_Exercise goal_:
Gather each line in the entries that includes the string "React".
★ ★ ★ ★
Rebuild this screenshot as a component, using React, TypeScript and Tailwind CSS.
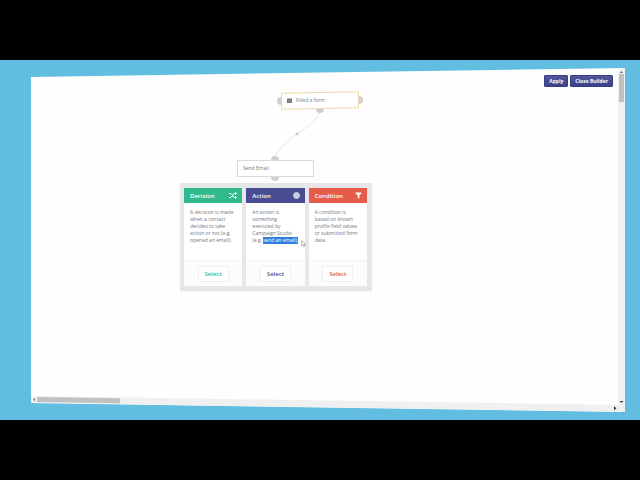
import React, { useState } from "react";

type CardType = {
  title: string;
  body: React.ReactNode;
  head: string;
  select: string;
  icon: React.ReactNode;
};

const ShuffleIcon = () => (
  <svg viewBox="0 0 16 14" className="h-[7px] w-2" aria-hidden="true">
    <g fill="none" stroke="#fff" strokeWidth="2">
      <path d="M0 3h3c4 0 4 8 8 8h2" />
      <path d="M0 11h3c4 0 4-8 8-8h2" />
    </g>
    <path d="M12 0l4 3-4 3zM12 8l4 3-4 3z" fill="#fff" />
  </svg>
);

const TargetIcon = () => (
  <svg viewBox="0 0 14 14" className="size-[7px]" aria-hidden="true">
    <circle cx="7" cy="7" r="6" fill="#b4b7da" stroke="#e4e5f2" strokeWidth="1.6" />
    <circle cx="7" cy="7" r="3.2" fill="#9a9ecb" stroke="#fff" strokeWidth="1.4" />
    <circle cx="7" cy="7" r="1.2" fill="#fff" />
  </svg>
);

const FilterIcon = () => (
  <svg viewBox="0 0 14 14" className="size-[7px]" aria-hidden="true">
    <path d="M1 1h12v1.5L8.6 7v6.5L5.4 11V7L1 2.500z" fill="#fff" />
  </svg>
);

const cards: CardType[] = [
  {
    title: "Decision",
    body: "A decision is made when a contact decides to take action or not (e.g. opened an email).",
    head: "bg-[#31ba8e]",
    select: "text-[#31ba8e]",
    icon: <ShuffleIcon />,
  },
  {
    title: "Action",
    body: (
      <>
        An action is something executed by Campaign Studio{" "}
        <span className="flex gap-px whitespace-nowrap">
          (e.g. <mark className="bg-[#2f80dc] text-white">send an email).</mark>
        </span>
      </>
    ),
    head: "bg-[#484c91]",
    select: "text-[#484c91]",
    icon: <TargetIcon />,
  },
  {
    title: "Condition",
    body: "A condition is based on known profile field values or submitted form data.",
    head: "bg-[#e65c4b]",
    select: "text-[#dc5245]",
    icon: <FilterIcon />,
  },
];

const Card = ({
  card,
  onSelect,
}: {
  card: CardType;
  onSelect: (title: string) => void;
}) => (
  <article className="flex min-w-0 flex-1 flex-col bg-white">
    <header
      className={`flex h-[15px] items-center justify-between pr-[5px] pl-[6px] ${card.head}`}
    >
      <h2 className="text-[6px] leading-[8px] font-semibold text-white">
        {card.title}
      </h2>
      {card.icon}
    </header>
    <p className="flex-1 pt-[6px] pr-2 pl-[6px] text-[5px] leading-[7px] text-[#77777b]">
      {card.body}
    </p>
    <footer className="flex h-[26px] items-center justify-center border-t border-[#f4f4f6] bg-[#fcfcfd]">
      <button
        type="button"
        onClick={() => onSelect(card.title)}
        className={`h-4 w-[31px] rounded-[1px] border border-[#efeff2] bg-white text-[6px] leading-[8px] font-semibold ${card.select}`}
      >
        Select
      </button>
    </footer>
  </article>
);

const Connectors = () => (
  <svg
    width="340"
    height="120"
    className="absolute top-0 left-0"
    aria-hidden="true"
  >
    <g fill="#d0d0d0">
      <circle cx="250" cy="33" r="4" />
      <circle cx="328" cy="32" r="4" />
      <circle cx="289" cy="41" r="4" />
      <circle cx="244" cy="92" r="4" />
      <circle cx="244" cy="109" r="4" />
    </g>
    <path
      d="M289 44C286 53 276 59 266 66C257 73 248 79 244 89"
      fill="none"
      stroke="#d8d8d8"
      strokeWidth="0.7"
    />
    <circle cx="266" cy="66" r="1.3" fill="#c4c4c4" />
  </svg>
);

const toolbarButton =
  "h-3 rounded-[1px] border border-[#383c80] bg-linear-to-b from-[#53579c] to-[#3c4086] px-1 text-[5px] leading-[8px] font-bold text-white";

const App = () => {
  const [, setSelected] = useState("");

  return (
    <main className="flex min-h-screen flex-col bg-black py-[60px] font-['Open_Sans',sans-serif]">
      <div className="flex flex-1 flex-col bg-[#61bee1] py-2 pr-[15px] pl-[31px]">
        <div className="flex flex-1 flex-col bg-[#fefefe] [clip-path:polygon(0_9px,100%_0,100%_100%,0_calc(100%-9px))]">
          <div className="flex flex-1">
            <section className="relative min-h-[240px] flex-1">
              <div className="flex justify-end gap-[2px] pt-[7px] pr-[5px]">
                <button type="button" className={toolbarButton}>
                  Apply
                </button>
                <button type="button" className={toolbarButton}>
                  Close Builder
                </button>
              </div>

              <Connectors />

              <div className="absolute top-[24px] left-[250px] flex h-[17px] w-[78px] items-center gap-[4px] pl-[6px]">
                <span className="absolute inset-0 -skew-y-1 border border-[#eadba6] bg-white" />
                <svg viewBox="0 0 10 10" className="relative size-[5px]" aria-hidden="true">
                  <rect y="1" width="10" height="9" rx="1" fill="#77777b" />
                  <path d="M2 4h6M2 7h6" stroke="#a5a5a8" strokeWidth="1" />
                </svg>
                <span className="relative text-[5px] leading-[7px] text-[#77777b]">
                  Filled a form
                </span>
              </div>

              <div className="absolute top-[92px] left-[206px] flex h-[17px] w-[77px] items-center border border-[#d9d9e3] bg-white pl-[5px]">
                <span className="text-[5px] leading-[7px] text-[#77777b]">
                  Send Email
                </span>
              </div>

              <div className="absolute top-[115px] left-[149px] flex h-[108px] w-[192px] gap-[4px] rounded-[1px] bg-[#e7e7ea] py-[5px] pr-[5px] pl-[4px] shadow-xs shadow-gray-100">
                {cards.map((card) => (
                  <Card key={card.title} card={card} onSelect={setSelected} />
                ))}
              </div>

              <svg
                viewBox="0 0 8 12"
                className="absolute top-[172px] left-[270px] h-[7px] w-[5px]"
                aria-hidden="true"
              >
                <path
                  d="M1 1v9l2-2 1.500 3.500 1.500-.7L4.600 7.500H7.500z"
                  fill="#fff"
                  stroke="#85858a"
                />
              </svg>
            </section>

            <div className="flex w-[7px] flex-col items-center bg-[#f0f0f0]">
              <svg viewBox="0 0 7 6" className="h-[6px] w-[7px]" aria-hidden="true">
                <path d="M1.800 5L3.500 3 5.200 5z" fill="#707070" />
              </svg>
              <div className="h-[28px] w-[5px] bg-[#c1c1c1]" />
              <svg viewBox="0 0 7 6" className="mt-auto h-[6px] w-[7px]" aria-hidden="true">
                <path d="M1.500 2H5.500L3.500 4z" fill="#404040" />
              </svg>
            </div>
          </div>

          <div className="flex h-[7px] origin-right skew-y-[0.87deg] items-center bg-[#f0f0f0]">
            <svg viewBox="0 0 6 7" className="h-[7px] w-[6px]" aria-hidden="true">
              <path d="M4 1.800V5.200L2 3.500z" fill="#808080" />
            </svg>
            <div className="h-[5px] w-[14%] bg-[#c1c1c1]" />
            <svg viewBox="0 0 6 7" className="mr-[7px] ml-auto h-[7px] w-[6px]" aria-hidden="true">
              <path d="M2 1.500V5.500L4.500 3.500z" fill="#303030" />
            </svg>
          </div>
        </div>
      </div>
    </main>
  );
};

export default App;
★ ★ ★ ★
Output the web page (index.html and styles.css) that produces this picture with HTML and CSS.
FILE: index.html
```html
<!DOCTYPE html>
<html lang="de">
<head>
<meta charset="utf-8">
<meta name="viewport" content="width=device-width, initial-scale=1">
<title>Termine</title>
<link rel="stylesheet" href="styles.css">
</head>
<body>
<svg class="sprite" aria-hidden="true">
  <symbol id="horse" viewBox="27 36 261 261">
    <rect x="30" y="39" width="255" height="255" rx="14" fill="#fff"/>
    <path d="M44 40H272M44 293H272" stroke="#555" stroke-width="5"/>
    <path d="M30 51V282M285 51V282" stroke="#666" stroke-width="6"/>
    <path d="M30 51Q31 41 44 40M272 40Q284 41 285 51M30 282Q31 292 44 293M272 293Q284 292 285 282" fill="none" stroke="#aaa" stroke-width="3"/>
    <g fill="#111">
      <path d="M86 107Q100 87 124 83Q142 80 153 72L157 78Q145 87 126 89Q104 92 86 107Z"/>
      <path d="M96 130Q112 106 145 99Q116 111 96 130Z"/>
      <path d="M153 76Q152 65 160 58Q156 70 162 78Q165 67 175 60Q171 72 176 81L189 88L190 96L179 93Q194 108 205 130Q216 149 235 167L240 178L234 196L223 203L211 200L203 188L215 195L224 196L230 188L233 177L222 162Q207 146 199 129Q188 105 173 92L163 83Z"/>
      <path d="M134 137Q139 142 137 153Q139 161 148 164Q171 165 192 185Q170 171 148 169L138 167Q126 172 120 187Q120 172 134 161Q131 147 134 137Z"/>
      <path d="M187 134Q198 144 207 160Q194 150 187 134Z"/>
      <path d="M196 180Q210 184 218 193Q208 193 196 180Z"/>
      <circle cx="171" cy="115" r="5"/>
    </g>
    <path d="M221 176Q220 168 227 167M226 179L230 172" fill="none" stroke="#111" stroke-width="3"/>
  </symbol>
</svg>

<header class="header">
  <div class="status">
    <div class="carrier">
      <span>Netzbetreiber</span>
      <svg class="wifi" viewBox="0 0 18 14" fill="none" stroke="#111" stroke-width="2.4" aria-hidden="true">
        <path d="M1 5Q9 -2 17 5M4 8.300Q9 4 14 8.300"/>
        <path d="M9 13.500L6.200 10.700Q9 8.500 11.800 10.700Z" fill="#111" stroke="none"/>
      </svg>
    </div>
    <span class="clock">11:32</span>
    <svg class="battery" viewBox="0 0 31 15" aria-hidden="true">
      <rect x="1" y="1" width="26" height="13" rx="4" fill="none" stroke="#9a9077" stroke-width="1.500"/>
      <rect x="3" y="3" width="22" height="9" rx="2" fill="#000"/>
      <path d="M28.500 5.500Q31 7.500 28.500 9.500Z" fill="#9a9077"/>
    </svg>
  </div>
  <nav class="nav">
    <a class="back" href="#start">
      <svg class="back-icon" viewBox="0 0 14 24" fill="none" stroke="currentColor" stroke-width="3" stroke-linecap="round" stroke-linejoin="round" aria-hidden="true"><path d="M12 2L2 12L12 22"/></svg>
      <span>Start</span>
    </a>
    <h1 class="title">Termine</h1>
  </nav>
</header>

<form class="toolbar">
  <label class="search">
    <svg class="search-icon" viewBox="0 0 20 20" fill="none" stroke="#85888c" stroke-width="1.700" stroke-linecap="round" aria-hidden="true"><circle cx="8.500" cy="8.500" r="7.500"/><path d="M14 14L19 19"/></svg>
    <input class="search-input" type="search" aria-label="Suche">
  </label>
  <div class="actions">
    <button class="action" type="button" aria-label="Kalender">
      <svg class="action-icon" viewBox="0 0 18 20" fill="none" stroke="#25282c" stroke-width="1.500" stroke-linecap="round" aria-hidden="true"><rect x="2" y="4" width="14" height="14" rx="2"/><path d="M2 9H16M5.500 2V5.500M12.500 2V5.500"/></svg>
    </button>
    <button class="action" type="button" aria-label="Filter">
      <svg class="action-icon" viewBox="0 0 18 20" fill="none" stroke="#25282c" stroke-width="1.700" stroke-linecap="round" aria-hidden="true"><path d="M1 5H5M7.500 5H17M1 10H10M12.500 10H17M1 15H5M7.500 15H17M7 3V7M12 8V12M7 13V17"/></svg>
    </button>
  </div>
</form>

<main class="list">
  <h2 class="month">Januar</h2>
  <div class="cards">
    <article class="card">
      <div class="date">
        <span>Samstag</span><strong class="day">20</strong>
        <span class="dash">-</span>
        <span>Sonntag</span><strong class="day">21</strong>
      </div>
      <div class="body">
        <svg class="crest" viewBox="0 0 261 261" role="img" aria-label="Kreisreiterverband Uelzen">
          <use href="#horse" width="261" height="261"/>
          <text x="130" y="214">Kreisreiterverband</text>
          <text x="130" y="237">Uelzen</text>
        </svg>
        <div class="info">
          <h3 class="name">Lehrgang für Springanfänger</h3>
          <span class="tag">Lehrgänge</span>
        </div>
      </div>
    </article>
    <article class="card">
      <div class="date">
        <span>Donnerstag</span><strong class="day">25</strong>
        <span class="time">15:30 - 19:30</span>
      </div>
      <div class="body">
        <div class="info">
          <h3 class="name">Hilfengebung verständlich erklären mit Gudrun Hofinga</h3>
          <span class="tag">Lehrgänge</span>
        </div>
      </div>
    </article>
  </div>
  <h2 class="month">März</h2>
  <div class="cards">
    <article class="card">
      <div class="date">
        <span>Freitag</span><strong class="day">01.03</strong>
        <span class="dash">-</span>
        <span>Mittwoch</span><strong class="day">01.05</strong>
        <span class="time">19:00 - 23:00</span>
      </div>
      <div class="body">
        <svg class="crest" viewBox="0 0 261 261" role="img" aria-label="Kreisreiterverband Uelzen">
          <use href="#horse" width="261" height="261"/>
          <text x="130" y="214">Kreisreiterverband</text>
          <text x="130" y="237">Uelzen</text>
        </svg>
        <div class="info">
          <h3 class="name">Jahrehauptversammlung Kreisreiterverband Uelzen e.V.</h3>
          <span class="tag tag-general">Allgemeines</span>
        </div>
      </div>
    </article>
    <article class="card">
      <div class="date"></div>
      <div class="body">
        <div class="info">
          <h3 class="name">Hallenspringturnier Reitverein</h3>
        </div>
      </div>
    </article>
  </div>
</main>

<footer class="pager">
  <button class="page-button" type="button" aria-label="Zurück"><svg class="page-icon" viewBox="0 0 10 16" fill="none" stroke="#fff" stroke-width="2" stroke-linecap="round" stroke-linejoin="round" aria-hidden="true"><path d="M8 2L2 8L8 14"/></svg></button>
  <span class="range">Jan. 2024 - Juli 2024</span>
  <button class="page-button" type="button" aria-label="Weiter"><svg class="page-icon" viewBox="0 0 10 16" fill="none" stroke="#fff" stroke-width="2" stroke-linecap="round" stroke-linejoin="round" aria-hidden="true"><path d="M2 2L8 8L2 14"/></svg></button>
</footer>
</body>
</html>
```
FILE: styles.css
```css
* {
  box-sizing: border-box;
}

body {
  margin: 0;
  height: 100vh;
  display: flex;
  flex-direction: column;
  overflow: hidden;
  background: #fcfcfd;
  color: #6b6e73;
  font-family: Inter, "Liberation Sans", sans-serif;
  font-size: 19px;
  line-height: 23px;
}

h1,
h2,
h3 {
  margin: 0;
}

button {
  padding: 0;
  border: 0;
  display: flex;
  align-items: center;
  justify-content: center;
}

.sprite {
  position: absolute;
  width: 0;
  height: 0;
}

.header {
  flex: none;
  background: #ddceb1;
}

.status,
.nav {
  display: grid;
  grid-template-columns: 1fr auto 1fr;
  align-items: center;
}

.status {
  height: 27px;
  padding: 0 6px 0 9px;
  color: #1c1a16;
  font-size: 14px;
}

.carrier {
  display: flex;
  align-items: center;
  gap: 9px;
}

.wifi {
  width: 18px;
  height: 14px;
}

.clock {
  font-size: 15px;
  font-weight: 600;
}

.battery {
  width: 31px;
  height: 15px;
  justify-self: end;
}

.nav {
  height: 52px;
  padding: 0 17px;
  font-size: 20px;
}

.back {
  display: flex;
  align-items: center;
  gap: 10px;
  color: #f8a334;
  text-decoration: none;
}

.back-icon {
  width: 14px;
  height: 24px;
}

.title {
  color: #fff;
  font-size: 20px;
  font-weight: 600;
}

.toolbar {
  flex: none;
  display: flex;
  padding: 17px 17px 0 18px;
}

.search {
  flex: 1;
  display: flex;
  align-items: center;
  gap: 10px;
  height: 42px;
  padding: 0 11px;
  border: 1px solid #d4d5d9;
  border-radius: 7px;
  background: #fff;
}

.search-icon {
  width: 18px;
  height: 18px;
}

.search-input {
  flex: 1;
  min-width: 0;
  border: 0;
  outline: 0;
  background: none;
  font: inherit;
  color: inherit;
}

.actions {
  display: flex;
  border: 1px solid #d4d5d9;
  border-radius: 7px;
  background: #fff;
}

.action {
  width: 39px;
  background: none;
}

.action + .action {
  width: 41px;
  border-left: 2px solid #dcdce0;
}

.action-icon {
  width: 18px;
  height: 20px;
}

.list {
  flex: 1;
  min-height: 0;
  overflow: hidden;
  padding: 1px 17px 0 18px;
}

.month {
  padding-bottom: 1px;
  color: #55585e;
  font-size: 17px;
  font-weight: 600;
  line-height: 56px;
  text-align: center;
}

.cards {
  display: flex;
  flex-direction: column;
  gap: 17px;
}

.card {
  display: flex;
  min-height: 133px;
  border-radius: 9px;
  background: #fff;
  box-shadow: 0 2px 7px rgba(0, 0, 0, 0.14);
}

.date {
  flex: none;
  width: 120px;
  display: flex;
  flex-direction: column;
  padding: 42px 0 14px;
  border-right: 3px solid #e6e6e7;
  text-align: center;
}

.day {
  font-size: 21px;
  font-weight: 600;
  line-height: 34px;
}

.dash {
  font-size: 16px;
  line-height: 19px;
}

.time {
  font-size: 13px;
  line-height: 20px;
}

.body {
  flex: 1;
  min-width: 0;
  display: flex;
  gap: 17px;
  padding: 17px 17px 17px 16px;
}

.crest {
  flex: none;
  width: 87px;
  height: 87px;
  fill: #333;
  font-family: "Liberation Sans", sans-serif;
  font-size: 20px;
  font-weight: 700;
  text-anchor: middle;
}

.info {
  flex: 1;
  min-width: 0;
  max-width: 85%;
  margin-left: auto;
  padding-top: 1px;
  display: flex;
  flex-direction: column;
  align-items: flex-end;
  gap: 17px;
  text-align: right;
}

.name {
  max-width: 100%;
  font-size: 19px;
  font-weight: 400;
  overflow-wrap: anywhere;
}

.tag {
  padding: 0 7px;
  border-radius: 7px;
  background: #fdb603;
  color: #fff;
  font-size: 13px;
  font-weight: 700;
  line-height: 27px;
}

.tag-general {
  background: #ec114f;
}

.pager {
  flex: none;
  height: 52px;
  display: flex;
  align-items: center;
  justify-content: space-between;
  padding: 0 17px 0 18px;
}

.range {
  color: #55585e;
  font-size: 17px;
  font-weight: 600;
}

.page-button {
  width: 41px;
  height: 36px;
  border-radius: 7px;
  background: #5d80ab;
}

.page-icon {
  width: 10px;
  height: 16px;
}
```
★ ★ ★ ★
_Answer to this task_:
Rebuild this screenshot as a component, using React, TypeScript and Tailwind CSS.
import React, { useState } from "react";
  body: React.ReactNode;
  icon: React.ReactNode;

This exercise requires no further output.